2023 – CHW
A large numbers of rhododendrons are now dying as a result of the drought. Not just the big leaved species but many younger smaller leaved species too.
A fallen leaf under Magnolia dealbata with its silvery underside. The last leaves fell only in mid-December.
The mystery picture which we did not think was actually taken here between 1907 and 1914 or, perhaps, in 1921 has now been inverted as you can see.
If you use a magnifying glass you can just see a greenhouse behind the seat. A larger and more modern one is there today. The orchid house and galvanised potting shed are also just visible and are still there.On another similar tack Jaimie has been sent a 1925 picture (postcard) of the castle and Porthluney Beach. The former boathouse is visible and there seem to be more walls and structures on the left of the beach than remain today.
The erosion of the cliffs has been dramatic along the coastline shown here in the last 95 years.Two odd bits of history!
The rather insipid coloured Magnolia campbellii up by Tin Garden is now more or less full out.
The squirrels caught in the garden in 2018 totalled 115 using these Kania 2000 traps. In the last month, and using the newly legal automated New Zealand traps, we have managed another 15 as conditions have got colder and the availability of natural seeds and berries has declined. Of these nearly every one has been female. Despite the cull there has still been some serious squirrel damage to immature trees in the garden as we have seen in the past few months. It is clear that squirrels migrate from hedgerows around corn and maize fields after harvest and recolonise woodland areas with over mature trees (ie holes) and existing dreys. On sunny days when going around the garden you can still frequently see squirrels foraging far and wide exploring new territories and resettling in them. This is an ongoing battle which we are unlikely ever to win completely. Up to six years ago poison hoppers did a far better and more effective job of squirrel control before supplies ran out and the Swedish company which had the European patent declined to renew it on the grounds of cost. It is generally believed that the poison was made illegal but this is something of a fallacy as it can still be used to control squirrels in grain barns or attics or so I believe.
Plenty of early new growth on Fuchsia gracilis confirming a frost free winter.

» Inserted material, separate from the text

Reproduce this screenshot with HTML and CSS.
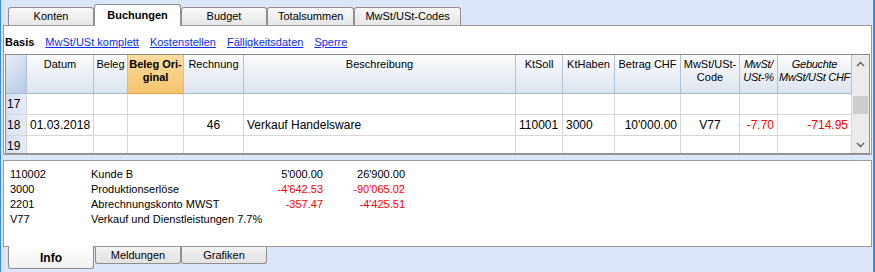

Another magnolia is just coming out – Magnolia sprengeri ‘Copeland Court’. It is a bit battered and blown open early but the colour is good even if the flowers are small. Colour varies. Those blown open early are too pale but some are a good dark colour as they should be.
2016 – CHW
Here is something peculiar! A well established self sown Thuja plicata growing happily on the fallen trunk of one of its parents in Brownberry Wood. Actually Jaimie Parsons took this picture while beating last week so I can claim no credit for unearthing this horticultural curiosity for you. The trunk of the parent is still alive so the sapling may or may not triumph eventually.
2005 – FJW
Magnolia flower can be seen from the front door.1992 – FJW
A little rain fell.1990 – FJW
A fresh flower on original Mag sprengeri diva (Michael Lear saw it yesterday) – Bishop Peter shows colour.1969 – FJW
Trewidden Grande very good.1962 – FJW
St Ewe hedge very good. Too mild – cut back by Lord Headford and Plagianthus. 2 nice flowers of early Sutch. Arb. hybrid.
1929 – JCW
Much as in 1918 but no big coloured Rhodo’s show flower, a late season.
1926 – JCW
No daffs in the Tin Garden, Irroratum, Moupinense, blood red Arboreum and blood red [?] show flower, Barbatum open and Scabrifolium is very good, also several Primroses are open and E. hybrida is very good.
1922 – JCW
Nearly 20 species of Rhodo are open a bit, perhaps Irroratum and Scabrifolium are the best. Erica darlyense is very fine this year.
1920 – JCW
There are 21 species of Rhodo showing some flower Lutescens – Scabrifolium and Sutchunense are good, Praecox is the best thing open.
1916 – JCW
Rhodo’ species in flower Lutescens, Sutchuenense, Flavidum, Intricatum, Oleifolium, Barbatum, Arboreum (pink), Longistylum, Moupinense, Ciliatum and Argenteum.
1904 – JCW
Picked five seedling trumpets half open, one of them a Cyc X.